I requested the Napoleonic cadastral of Nouzerines, dated 1829. I saw our neighbours’ properties at Montpetut and Les Guérins, but there was no Les Fragnes. There was, however, a lake. Our lake! It was land parcel no. 263. When I looked this up in a weighty register written up in 1829, I found this described as ‘Pêcherie du Frâne’. It’s not too difficult to see where ‘Fragnes’ has come from. Somewhere between now and 1829, the ‘a’ of Frâne lost its circumflex, a ‘g’ got slipped in and it became plural. I’m trying to find out what ‘frâne’ means. It’s an old word and possibly means a landslide or a subsidence, something along those lines. However, I have more homework to do here.
André Beaufils owned this étang. Beaufils is a name I’ve come across before. In the stash of attic treasures, we found a roll of election posters. Marcel Beaufils was standing in the 1910 elections. Also, I’m pretty sure Genevieve Beaufils is written in the front of one of the books we found. I’m about to get very busy
André Beaufils owned most of what is now Les Fragnes, although M. Parrot had a tiny bit and so did Louis Payat. Possibly François Desfausses, a surgeon in Boussac, also owned a small corner. I shall take the up-to-date cadastral with me next time I go to compare with the Napoleonic one. I’ve yet to track down how many people the land went through before it came to us, but one step at a time!
The archives has an impressive set-up in Gueret. Very helpful staff, plenty of space, and a vast wealth of documents to call up and scrutinise. You can take your computer and camera in. I didn’t realise that before today, so I’ll be back next week to take photos of the 1829 cadastral and the register that goes with it. Absolutely fascinating stuff!

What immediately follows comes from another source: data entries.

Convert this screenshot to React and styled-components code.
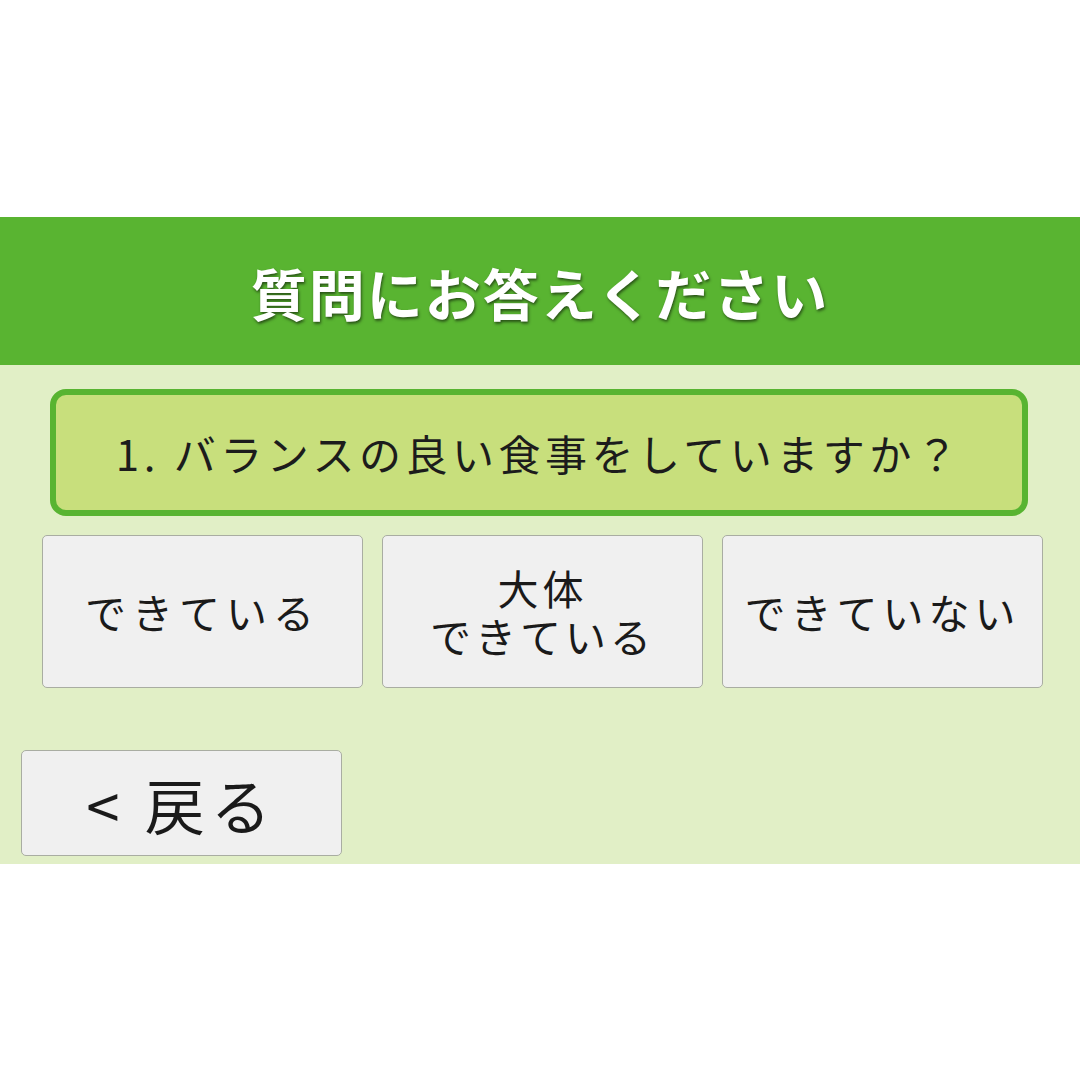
import React from "react";
import styled, { createGlobalStyle } from "styled-components";

const GlobalStyle = createGlobalStyle`
  html, body {
    margin: 0;
    padding: 0;
    background: #ffffff;
  }
  body {
    font-family: "Noto Sans CJK JP", "Noto Sans", sans-serif;
  }
`;

const Page = styled.div`
  width: 1080px;
  height: 1080px;
  display: flex;
  flex-direction: column;
  justify-content: center;
  padding-top: 1px;
  box-sizing: border-box;
`;

const Panel = styled.div`
  height: 647px;
  background: #e1efc6;
  display: flex;
  flex-direction: column;
`;

const Header = styled.h1`
  margin: 0;
  height: 148px;
  background: #59b431;
  color: #ffffff;
  display: flex;
  align-items: center;
  justify-content: center;
  font-family: "Noto Sans CJK JP", sans-serif;
  font-weight: 700;
  font-size: 56px;
  letter-spacing: 2px;
  text-shadow: 1px 2px 3px rgba(0, 0, 0, 0.55);
`;

const Body = styled.div`
  display: flex;
  flex-direction: column;
  padding: 24px 37px 0 42px;
`;

const Question = styled.div`
  margin: 0 15px 0 8px;
  height: 127px;
  box-sizing: border-box;
  border: 6px solid #58b431;
  border-radius: 16px;
  background: #c8df7c;
  display: flex;
  align-items: center;
  justify-content: center;
  font-size: 42px;
  letter-spacing: 4.5px;
  color: #1c1c1c;
`;

const Choices = styled.div`
  margin-top: 19px;
  display: grid;
  grid-template-columns: repeat(3, 321px);
  gap: 19px;
`;

const Button = styled.button`
  height: ${(p) => p.$height || 153}px;
  width: ${(p) => p.$width || 321}px;
  box-sizing: border-box;
  border: 1.5px solid #a9ada2;
  border-radius: 5px;
  background: #f0f0f0;
  color: #1a1a1a;
  font-family: "Noto Sans CJK JP", sans-serif;
  font-size: ${(p) => p.$size || 41}px;
  letter-spacing: ${(p) => p.$spacing ?? 6}px;
  line-height: 1.15;
  padding: 0;
  display: flex;
  align-items: center;
  justify-content: center;
  text-align: center;
`;

const BackRow = styled.div`
  margin-top: 62px;
  margin-left: -21px;
`;

function App() {
  return (
    <>
      <GlobalStyle />
      <Page>
        <Panel>
          <Header>質問にお答えください</Header>
          <Body>
            <Question>1. バランスの良い食事をしていますか？</Question>
            <Choices>
              <Button>できている</Button>
              <Button $spacing={4}>
                大体
                <br />
                できている
              </Button>
              <Button $spacing={5}>できていない</Button>
            </Choices>
            <BackRow>
              <Button $height={106} $size={60} $spacing={6}>
                &lt; 戻る
              </Button>
            </BackRow>
          </Body>
        </Panel>
      </Page>
    </>
  );
}

export default App;
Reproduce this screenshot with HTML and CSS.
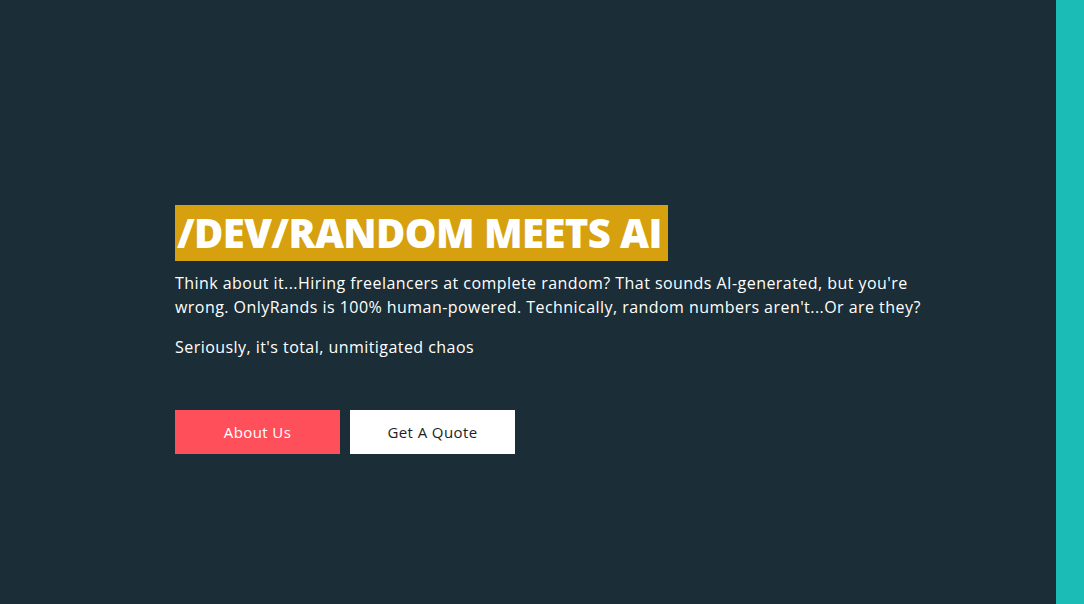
FILE: index.html
```html
<!DOCTYPE html>
<html lang="en">
<head>
<meta charset="utf-8">
<title>OnlyRands</title>
<link rel="stylesheet" href="styles.css">
</head>
<body>
<div class="page">
  <main class="hero">
    <div class="hero-inner">
      <h1 class="title"><span class="title-mark">/DEV/RANDOM MEETS AI</span></h1>
      <p class="lead">Think about it...Hiring freelancers at complete random? That sounds AI-generated, but you're wrong. OnlyRands is 100% human-powered. Technically, random numbers aren't...Or are they?</p>
      <p class="lead">Seriously, it's total, unmitigated chaos</p>
      <div class="actions">
        <a class="btn btn-primary" href="#">About Us</a>
        <a class="btn btn-light" href="#">Get A Quote</a>
      </div>
    </div>
  </main>
  <aside class="rail"></aside>
</div>
</body>
</html>
```

FILE: styles.css
```css
* { box-sizing: border-box; }
html, body { margin: 0; padding: 0; height: 100%; }
body {
  background: #1b2d36;
  font-family: "Open Sans", "DejaVu Sans", sans-serif;
  color: #ffffff;
}
.page {
  display: flex;
  height: 604px;
}
.hero {
  flex: 1;
  display: flex;
  flex-direction: column;
  padding: 205px 0 0 175px;
}
.hero-inner {
  width: 760px;
}
.title {
  margin: 0;
  font-size: 40px;
  line-height: 56px;
  font-weight: 800;
  letter-spacing: -0.6px;
}
.title-mark {
  display: inline-block;
  background: #d6a00e;
  padding: 0 6px 0 2px;
}
.lead {
  margin: 10px 0 0;
  font-size: 16px;
  line-height: 24px;
  letter-spacing: 0.45px;
}
.lead + .lead {
  margin-top: 16px;
}
.actions {
  display: flex;
  gap: 10px;
  margin-top: 51px;
}
.btn {
  display: flex;
  align-items: center;
  justify-content: center;
  width: 165px;
  height: 44px;
  font-size: 15px;
  letter-spacing: 0.4px;
  text-decoration: none;
}
.btn-primary {
  background: #ff4f5a;
  color: #ffffff;
}
.btn-light {
  background: #ffffff;
  color: #222222;
}
.rail {
  width: 28px;
  background: #1bbcb5;
}
```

Quickly onto knitting, this being knitting blog week. Today we’re meant to talk about projects or skills we’d like to master. I need to hone up on my four needle skills. You use four needles to knit round objects like hats or socks – anything that you don’t want to have a seam in it. With two needle knitting, you’re always going to have to sew one side to the other. I’d also like to get to grips with entrelac knitting. This looks so impressive, and I don’t think it’s too horrendous to learn – it’s just a matter of making the time for it.